The whole idea of foreshadowing rests on what I’ve been saying about the prologue – the audience has no idea what anything means near the beginning of a story. Anything can happen early in the story and still not say too much.  Early motifs used as foreshadowing can lay in all of the critical story elements for later use without say yet exactly how they will be used.

Early in Episode 28 of the original Star Trek series we see several foreshadowing events… Spock berates himself for failing to record history as it flashes through the time machine annulus.  Kirk dives for McCoy just when McCoy runs into the portal, hitting the deck hard with is arms wrapped around thin air.  Kirk and Spock escape from a New York City cop with Kirk saying, “let’s get out of here!” Of course these three elements seem fairly ordinary early in the story.  And they help to add depth when we see how Spock’s tricorder is central to their success… Or how the next time Kirk grabs for McCoy he bear-hugs McCoy and keeps from saving Edith… Or just after escaping back to their own time when Kirk once again talks about leaving, but this time adds the “h” word for good measure (which almost kept the episode from airing in 1967).

The other day I saw the best example yet of foreshadowing on the DVD jacket for the 1968 movie Planet of the Apes.  Here, painted in exquisite detail, is the final climatic semi-mind-blowing scene of the whole movie – but without knowing the story, nothing is spoiled and instead, the image is simply pre-planted for maximum impact once the truth is finally revealed on-screen.

Consider everything that will happen during critical moments of your story and work to ensure that these elements have already happened in some other way beforehand.  By added lots of foreshadowing, the audience is well-prepared to recognize these motifs immediately for what they are and what they mean.

And if something is planted early that isn’t needed later – get rid of it.



Characters are the most complicated elements of any story, and considerable attention is required when you are developing motifs for every main character in the story.  Dialogue is particularly troublesome because characters, like real people, could very well say just about anything at any time.  But a character can’t do this without totally confusing the audience.

Just like how events are recycled, characters need to reuse various mannerisms and catch phrases.  For example, Han Solo has a ‘bad feeling’ about a lot of things – and we get what he means without saying anything else.  C3P0 shuffles along and gets flustered in much the same way throughout every Star Wars movie, and notice how much mileage the filmmakers get out of R2D2’s various whistles and techno-squeaks.

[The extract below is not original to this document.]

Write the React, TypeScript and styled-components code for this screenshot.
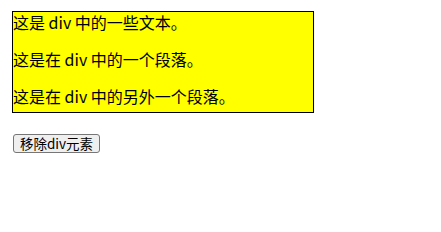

Character mannerisms and catch-phrases can take the place of extended dialog, and quickly reveal clues to the underlying emotional state of the characters—yet only when the audience understands exactly what the mannerisms mean.  A major task is working to ensure that mannerisms come across as authentic gestures.  Some of this can be written ahead of time.  But there are no clear rules for non-verbal communication.  Often the writer knows what needs to be communicated – but sometimes finding a catch-phrase or mannerism is a matter of trial and error.

One thing to keep in mind – don’t overuse mannerisms and catch-phrases – or any other shortcut, for that matter.  Even better, have the characters do something.  Sometimes we know a character well, and their mannerisms flow easily.  Other times, a character isn’t a creature of mannerisms – such as Spock, who is very good at containing his emotions.

In short – if a character can reveal something about themselves without saying anything – particularly through deliberate action – that is usually the better way to go.



Sometimes a screenwriters will compress a story by inventing a handful of characters, and then slice them into several people at different ages (or even different genders).  The boy, the man, the grandfather, and the cousin can sometimes all be the same basic character seen in various forms at different stages in their life.  By doing this, the common elements of these character-sets can bring about a quick sense of familiarity – saving time otherwise wasted on introducing a bunch of similar players.  This is such a powerful tool that most writers won’t tell you about it – nothing beats a great character more than having the same character in many forms.  Is not Obi-Wan Kenobi really just an older version of Luke Skywalker? (Or George Lucas, for that matter.)

Of course sub-characters take on different paths and tend to evolve unique aspects while the story progresses.  In most ways they can be nearly the same throughout the story, and by doing this the writer removes extraneous details – saving precious space and time to say what is truly different, and unique.  There simply is no time for most things to happen in different ways when they could just as easily happen the same way many times.  Try creating a few really interesting characters that you slice up and reuse everywhere – it may work for you.



Creating motifs can take any form.  In Men in Black we see bugs everywhere because the antagonist is a bug.  In Stars Wars the light sabers of the Jedi focus on the minimal use of force to achieve spectacular ends.  In Apollo 13, Jim Lovell watches the Moon drifting by the window of his crippled command module and without saying a word we know what this means – that he will never get to walk there.  In ET, the plant is dying – then it is suddenly revived and we know right away that the Alien is alive again.

Writing stories is very much the process of creating symbols like these then using and reusing them to build what happens from more or less standardized Lego blocks.

Much can be said with the smallest symbolic details – once we know what they mean.  As you begin to see possibilities for symbols in your own story, take a moment to consider everything about each element that seems important and how it might be reused from beginning to end.

In Apollo 13, for example, the story begins with the launch-pad fire of Apollo 1 where three American astronauts are incinerated, and as the story unfolds we see how the motif of this fire shows up at every major turning point in the movie.  The fire comes up in the beginning with the Apollo 1 pad disaster …it comes up again when Jim Lovell explains the risks to his family before his mission.  It comes up during problems with their training.  It comes up at the launch of the massive Saturn 5 rocket.  It come up one more time when their service module explodes …and finally, it comes up during the climactic sequence while the crew reenters the Earth’s atmosphere like a human-occupied fireball with no clear idea if they are on-course or doomed to a fiery death.

Consider every shortcut detail to see how you might reuse it to underline similar events or moods or things that are about to happen.  Your story will say far more with far less, and leave your audience much more satisfied with a well-woven experience.